**Supplied material**
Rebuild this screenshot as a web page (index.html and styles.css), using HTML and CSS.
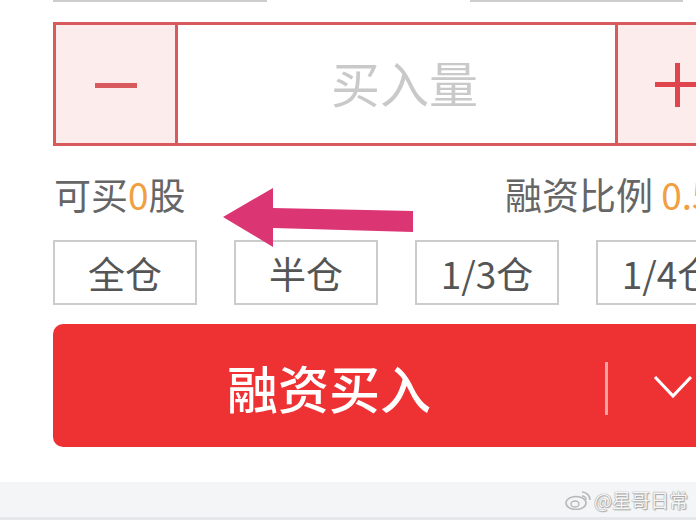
FILE: index.html
```html
<!DOCTYPE html>
<html>
<head>
	<meta charset="utf-8">
	<title>融资买入</title>
	<link rel="stylesheet" href="styles.css">
</head>
<body>
<div class="page">
	<div class="top">
		<div class="stub stub-left"></div>
		<div class="stub stub-right"></div>
	</div>

	<div class="stepper">
		<div class="step minus"><span class="minus-bar"></span></div>
		<div class="qty">买入量</div>
		<div class="step plus"><span class="plus-h"></span><span class="plus-v"></span></div>
	</div>

	<div class="info">
		<div class="can-buy">可买<em>0</em>股</div>
		<div class="ratio">融资比例 <em>0.50</em></div>
	</div>

	<div class="amounts">
		<button class="amt">全仓</button>
		<button class="amt">半仓</button>
		<button class="amt">1/3仓</button>
		<button class="amt">1/4仓</button>
	</div>

	<div class="buy">
		<div class="buy-label">融资买入</div>
		<span class="buy-sep"></span>
		<div class="buy-more">
			<svg width="40" height="26" viewBox="0 0 40 26"><polyline points="2,3 20,22 38,3" fill="none" stroke="#fff" stroke-width="3.2"/></svg>
		</div>
	</div>

	<div class="footer">
		<span class="mark">
			<svg width="28" height="20" viewBox="0 0 28 20">
				<ellipse cx="12" cy="13" rx="10" ry="6.5" fill="none" stroke="#b8b8b8" stroke-width="1.6"/>
				<ellipse cx="11" cy="14" rx="4" ry="3" fill="none" stroke="#b8b8b8" stroke-width="1.4"/>
				<path d="M18 2 a8 8 0 0 1 8 8" fill="none" stroke="#b8b8b8" stroke-width="1.6"/>
				<path d="M18 6 a4 4 0 0 1 4 4" fill="none" stroke="#b8b8b8" stroke-width="1.6"/>
			</svg>
			@星哥日常
		</span>
	</div>

	<!-- 标注箭头 -->
	<svg class="arrow" width="696" height="520" viewBox="0 0 696 520">
		<polygon points="223,217 273,188 273,208 413,211 413,232 273,228 273,247" fill="#dc3573"/>
	</svg>
</div>
</body>
</html>
```

FILE: styles.css
```css
* {
	margin: 0;
	padding: 0;
	box-sizing: border-box;
}
body {
	background: #fff;
	font-family: "Noto Sans CJK SC", "Noto Sans", sans-serif;
	overflow: hidden;
}
.page {
	position: relative;
	width: 696px;
	height: 520px;
	overflow: hidden;
}
.top {
	display: flex;
	height: 3px;
}
.stub {
	height: 30px;
	margin-top: -28px;
	border: 2px solid #cdcdcd;
	border-top: none;
}
.stub-left {
	margin-left: 53px;
	width: 214px;
}
.stub-right {
	margin-left: 203px;
	width: 213px;
}
.stepper {
	display: flex;
	margin-top: 19px;
	margin-left: 53px;
	width: 700px;
	height: 124px;
	border: 3px solid #d95a5c;
}
.step {
	position: relative;
	background: #fdecec;
}
.minus {
	width: 122px;
	border-right: 3px solid #d95a5c;
	display: flex;
	align-items: center;
	justify-content: center;
}
.minus-bar {
	display: block;
	width: 42px;
	height: 5px;
	background: #d95a5c;
	margin-top: 2px;
}
.qty {
	width: 440px;
	border-right: 3px solid #d95a5c;
	display: flex;
	align-items: center;
	justify-content: center;
	padding-left: 16px;
	padding-bottom: 6px;
	font-size: 49px;
	color: #c9c9c9;
}
.plus {
	flex: 1;
}
.plus-h {
	position: absolute;
	left: 37px;
	top: 57px;
	width: 60px;
	height: 5px;
	background: #e0444c;
}
.plus-v {
	position: absolute;
	left: 57px;
	top: 38px;
	width: 5px;
	height: 44px;
	background: #e0444c;
}
.info {
	display: flex;
	margin-top: 23px;
	width: 800px;
	height: 50px;
	line-height: 50px;
	font-size: 37px;
	color: #666;
}
.info em {
	font-style: normal;
	color: #f0a040;
}
.can-buy {
	flex: 0 0 505px;
	padding-left: 54px;
}
.ratio {
	white-space: nowrap;
}
.amounts {
	display: flex;
	gap: 37px;
	margin-top: 21px;
	padding-left: 53px;
	width: 900px;
}
.amt {
	flex: 0 0 144px;
	height: 65px;
	border: 2px solid #cccccc;
	background: #fff;
	font-family: "Noto Sans CJK SC", "Noto Sans", sans-serif;
	font-size: 37px;
	color: #555;
}
.buy {
	display: flex;
	align-items: center;
	margin-top: 19px;
	margin-left: 53px;
	width: 720px;
	height: 123px;
	border-radius: 10px;
	background: #ee3133;
}
.buy-label {
	width: 552px;
	text-align: center;
	font-size: 51px;
	font-weight: 500;
	color: #fff;
	padding-top: 2px;
}
.buy-sep {
	display: block;
	width: 3px;
	height: 53px;
	background: #f7a3a3;
	margin-top: 6px;
}
.buy-more {
	padding-left: 45px;
	padding-top: 8px;
}
.footer {
	display: flex;
	justify-content: flex-end;
	align-items: center;
	margin-top: 35px;
	height: 38px;
	background: #f4f5f7;
	border-bottom: 3px solid #e6e7ea;
	padding-right: 8px;
}
.mark {
	display: flex;
	align-items: center;
	gap: 2px;
	font-size: 19px;
	color: #f6f6f6;
	text-shadow: 0 0 1px #999, 0 0 1px #999, 1px 1px 1px #aaa;
}
.arrow {
	position: absolute;
	left: 0;
	top: 0;
	pointer-events: none;
}
```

**Directions**
Write out the listing above again, exactly, but with no pictures in the copy.

**Answer**
Rebuild this screenshot as a web page (index.html and styles.css), using HTML and CSS.
FILE: index.html
```html
<!DOCTYPE html>
<html>
<head>
	<meta charset="utf-8">
	<title>融资买入</title>
	<link rel="stylesheet" href="styles.css">
</head>
<body>
<div class="page">
	<div class="top">
		<div class="stub stub-left"></div>
		<div class="stub stub-right"></div>
	</div>

	<div class="stepper">
		<div class="step minus"><span class="minus-bar"></span></div>
		<div class="qty">买入量</div>
		<div class="step plus"><span class="plus-h"></span><span class="plus-v"></span></div>
	</div>

	<div class="info">
		<div class="can-buy">可买<em>0</em>股</div>
		<div class="ratio">融资比例 <em>0.50</em></div>
	</div>

	<div class="amounts">
		<button class="amt">全仓</button>
		<button class="amt">半仓</button>
		<button class="amt">1/3仓</button>
		<button class="amt">1/4仓</button>
	</div>

	<div class="buy">
		<div class="buy-label">融资买入</div>
		<span class="buy-sep"></span>
		<div class="buy-more">
			<svg width="40" height="26" viewBox="0 0 40 26"><polyline points="2,3 20,22 38,3" fill="none" stroke="#fff" stroke-width="3.2"/></svg>
		</div>
	</div>

	<div class="footer">
		<span class="mark">
			<svg width="28" height="20" viewBox="0 0 28 20">
				<ellipse cx="12" cy="13" rx="10" ry="6.5" fill="none" stroke="#b8b8b8" stroke-width="1.6"/>
				<ellipse cx="11" cy="14" rx="4" ry="3" fill="none" stroke="#b8b8b8" stroke-width="1.4"/>
				<path d="M18 2 a8 8 0 0 1 8 8" fill="none" stroke="#b8b8b8" stroke-width="1.6"/>
				<path d="M18 6 a4 4 0 0 1 4 4" fill="none" stroke="#b8b8b8" stroke-width="1.6"/>
			</svg>
			@星哥日常
		</span>
	</div>

	<!-- 标注箭头 -->
	<svg class="arrow" width="696" height="520" viewBox="0 0 696 520">
		<polygon points="223,217 273,188 273,208 413,211 413,232 273,228 273,247" fill="#dc3573"/>
	</svg>
</div>
</body>
</html>
```

FILE: styles.css
```css
* {
	margin: 0;
	padding: 0;
	box-sizing: border-box;
}
body {
	background: #fff;
	font-family: "Noto Sans CJK SC", "Noto Sans", sans-serif;
	overflow: hidden;
}
.page {
	position: relative;
	width: 696px;
	height: 520px;
	overflow: hidden;
}
.top {
	display: flex;
	height: 3px;
}
.stub {
	height: 30px;
	margin-top: -28px;
	border: 2px solid #cdcdcd;
	border-top: none;
}
.stub-left {
	margin-left: 53px;
	width: 214px;
}
.stub-right {
	margin-left: 203px;
	width: 213px;
}
.stepper {
	display: flex;
	margin-top: 19px;
	margin-left: 53px;
	width: 700px;
	height: 124px;
	border: 3px solid #d95a5c;
}
.step {
	position: relative;
	background: #fdecec;
}
.minus {
	width: 122px;
	border-right: 3px solid #d95a5c;
	display: flex;
	align-items: center;
	justify-content: center;
}
.minus-bar {
	display: block;
	width: 42px;
	height: 5px;
	background: #d95a5c;
	margin-top: 2px;
}
.qty {
	width: 440px;
	border-right: 3px solid #d95a5c;
	display: flex;
	align-items: center;
	justify-content: center;
	padding-left: 16px;
	padding-bottom: 6px;
	font-size: 49px;
	color: #c9c9c9;
}
.plus {
	flex: 1;
}
.plus-h {
	position: absolute;
	left: 37px;
	top: 57px;
	width: 60px;
	height: 5px;
	background: #e0444c;
}
.plus-v {
	position: absolute;
	left: 57px;
	top: 38px;
	width: 5px;
	height: 44px;
	background: #e0444c;
}
.info {
	display: flex;
	margin-top: 23px;
	width: 800px;
	height: 50px;
	line-height: 50px;
	font-size: 37px;
	color: #666;
}
.info em {
	font-style: normal;
	color: #f0a040;
}
.can-buy {
	flex: 0 0 505px;
	padding-left: 54px;
}
.ratio {
	white-space: nowrap;
}
.amounts {
	display: flex;
	gap: 37px;
	margin-top: 21px;
	padding-left: 53px;
	width: 900px;
}
.amt {
	flex: 0 0 144px;
	height: 65px;
	border: 2px solid #cccccc;
	background: #fff;
	font-family: "Noto Sans CJK SC", "Noto Sans", sans-serif;
	font-size: 37px;
	color: #555;
}
.buy {
	display: flex;
	align-items: center;
	margin-top: 19px;
	margin-left: 53px;
	width: 720px;
	height: 123px;
	border-radius: 10px;
	background: #ee3133;
}
.buy-label {
	width: 552px;
	text-align: center;
	font-size: 51px;
	font-weight: 500;
	color: #fff;
	padding-top: 2px;
}
.buy-sep {
	display: block;
	width: 3px;
	height: 53px;
	background: #f7a3a3;
	margin-top: 6px;
}
.buy-more {
	padding-left: 45px;
	padding-top: 8px;
}
.footer {
	display: flex;
	justify-content: flex-end;
	align-items: center;
	margin-top: 35px;
	height: 38px;
	background: #f4f5f7;
	border-bottom: 3px solid #e6e7ea;
	padding-right: 8px;
}
.mark {
	display: flex;
	align-items: center;
	gap: 2px;
	font-size: 19px;
	color: #f6f6f6;
	text-shadow: 0 0 1px #999, 0 0 1px #999, 1px 1px 1px #aaa;
}
.arrow {
	position: absolute;
	left: 0;
	top: 0;
	pointer-events: none;
}
```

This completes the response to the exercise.